On top of it the book is unusually well written. Fleck does not allow himself to get caught up in the extensive theoretical discussions that usually characterize Teutonic works of social science; instead he delves deeply into the archives and engages in rich empirical discourse. He does not shy away from some pointed observations such as unlike many who stayed at home, most of the refugees “did not convert to misanthropy” (p. 222); or, “the voice of scientific reason” was only “marginal” in some of the decisions of the EC (p. 223); as to the reputation of the University of Kentucky and Texas, he wryly remarks that they were not the “first addresses in the country” (p. 241).

Notes:
1 Christian Fleck, Transatlantische Bereicherungen. Zur Erfindung der empirischen Sozialforschung, Frankfurt am Main 2007.
2 Anthony Heilbut, Exiled in Paradise. German Refugee Artists and Intellectuals in America from the 1930s to the Present, Boston 1983; see the chapters “Exile, and the Road into the Open,” and “The ‘Fourth Reich’: The Effect of German Thought on American,” in: Peter Watson, The German Genius. Europe’s Third Renaissance, the Second Scientific Revolution, and the Twentieth Century, New York 2010, S. 699–742.

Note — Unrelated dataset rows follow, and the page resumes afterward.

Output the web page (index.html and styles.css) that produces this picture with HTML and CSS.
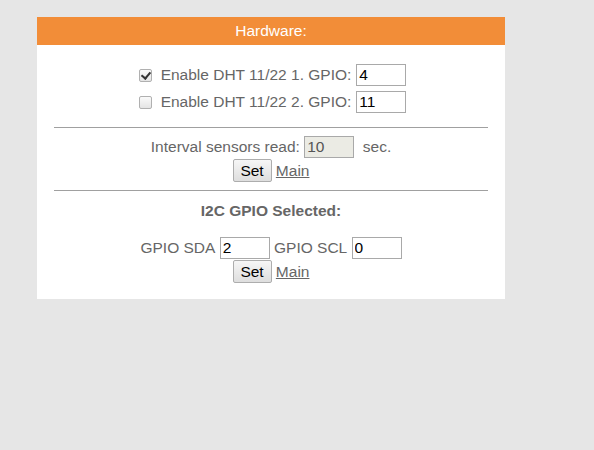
FILE: index.html
```html
<!DOCTYPE html>
<html>
<head>
<meta charset="utf-8">
<link rel="stylesheet" href="styles.css">
</head>
<body>
<div class="card">
  <div class="head">Hardware:</div>
  <div class="body">
    <div class="dht">
      <div class="row"><input type="checkbox" class="cb" checked><span class="lbl">Enable DHT 11/22 1. GPIO:</span><input class="txt" value="4"></div>
      <div class="row"><input type="checkbox" class="cb"><span class="lbl">Enable DHT 11/22 2. GPIO:</span><input class="txt" value="11"></div>
    </div>
    <hr class="sep sep1">
    <div class="line">Interval sensors read:&nbsp;<input class="txt gray" value="10" readonly>&nbsp; sec.</div>
    <div class="line act"><button class="btn">Set</button>&nbsp;<a href="#" class="lnk">Main</a></div>
    <hr class="sep sep2">
    <div class="title">I2C GPIO Selected:</div>
    <div class="line gpio">GPIO SDA&nbsp;<input class="txt" value="2">&nbsp;GPIO SCL&nbsp;<input class="txt" value="0"></div>
    <div class="line act"><button class="btn">Set</button>&nbsp;<a href="#" class="lnk">Main</a></div>
  </div>
</div>
</body>
</html>
```
FILE: styles.css
```css
html, body { margin: 0; padding: 0; }
body {
  background: #e6e6e6;
  font-family: "Liberation Sans", Arial, sans-serif;
  font-size: 15.5px;
  color: #666;
  width: 594px;
  height: 450px;
}
.card {
  margin: 17px 0 0 37px;
  width: 468px;
  background: #fff;
  padding-bottom: 16px;
}
.head {
  background: #f28d38;
  color: #fff;
  height: 28px;
  line-height: 28px;
  text-align: center;
  font-size: 15.5px;
}
.body { padding: 0 17px; }
.dht { padding-top: 19px; display: flex; flex-direction: column; align-items: center; gap: 5px; margin-left: 3px; }
.row { display: flex; align-items: center; height: 22px; }
.cb {
  appearance: none;
  -webkit-appearance: none;
  width: 13px; height: 13px;
  margin: 0 9px 0 0;
  border: 1px solid #b0b0b0;
  border-radius: 2px;
  background: linear-gradient(#fafafa, #e4e4e4);
  box-sizing: border-box;
  position: relative;
}
.cb:checked::after {
  content: "";
  position: absolute;
  left: 3px; top: 0px;
  width: 4px; height: 7px;
  border: solid #333;
  border-width: 0 2px 2px 0;
  transform: rotate(40deg);
}
.lbl { margin-right: 5px; }
.txt {
  width: 50px; height: 22px;
  box-sizing: border-box;
  border: 1px solid #a9a9a9;
  padding: 0 2px;
  font: 15.5px "Liberation Sans", Arial, sans-serif;
  color: #000;
  margin: 0;
}
.txt.gray { background: #ebebe4; color: #555; }
.sep { border: 0; border-top: 1px solid #a0a0a0; height: 0; margin: 0; }
.sep1 { margin: 14px 0 8px; }
.sep2 { margin: 8px 0 11px; }
.line { display: flex; justify-content: center; align-items: center; height: 22px; white-space: pre; }
.line.act { margin-top: 1px; height: 23px; }
.btn {
  font: 15.5px "Liberation Sans", Arial, sans-serif;
  color: #000;
  height: 23px;
  width: 39px;
  padding: 0;
  border: 1px solid #adadad;
  border-radius: 2px;
  background: linear-gradient(#f6f6f6, #dedede);
  margin: 0;
}
.lnk { color: #666; text-decoration: underline; }
.title { font-weight: bold; margin: 0 0 17px; line-height: 18px; text-align: center; }
```
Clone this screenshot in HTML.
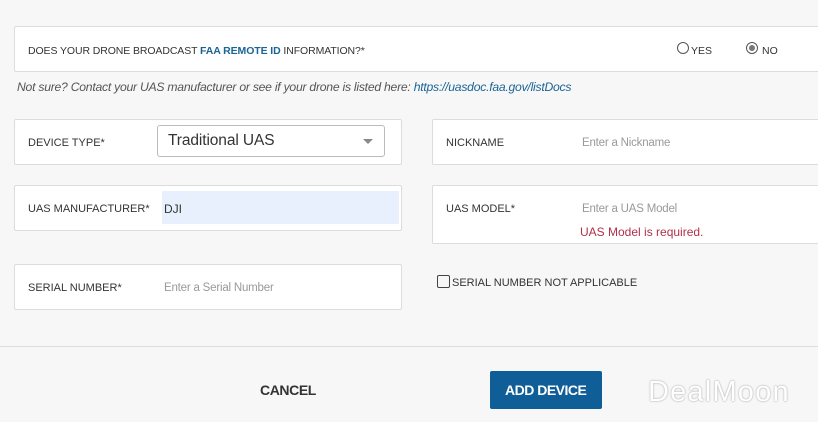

3 E. Wilder Spaulding, The Quiet Invaders. The Story of the Austrian Impact upon America, Vienna 1968.
4 Fleck cites the somewhat dated Harvard Encyclopedia of American Ethnic Groups, ed. Stephan Thernstron / Ann Orlow / Oscar Handlin, Cambridge, MA 1980, but not crucial entries such as “Assimilation and Pluralism”, or “Immigration: History of U.S. Policy,” pp. 150–160, 486–508.
5 See, for example, Foreword to Paperback Edition, in: Mae M. Ngai, Impossible Subjects: Illegal Aliens and the Making of Modern America, Princeton 2004, Pb. ed. 2014, pp. xxi–xxx; see also Alan M. Kraut, Doing as Americans Do: The Post-migration Negotiation of Identity in the U.S., in: Journal of American History 101 (2014), S. 707–725 (citation p. 711).
6 Henry Grunwald, How to Become an American, in: Peter Weibel / Friedrich Stadler (Hrsg.), Vertreibung der Vernunft. The Cultural Exodus from Austria, Vienna 1993, S. 338–342.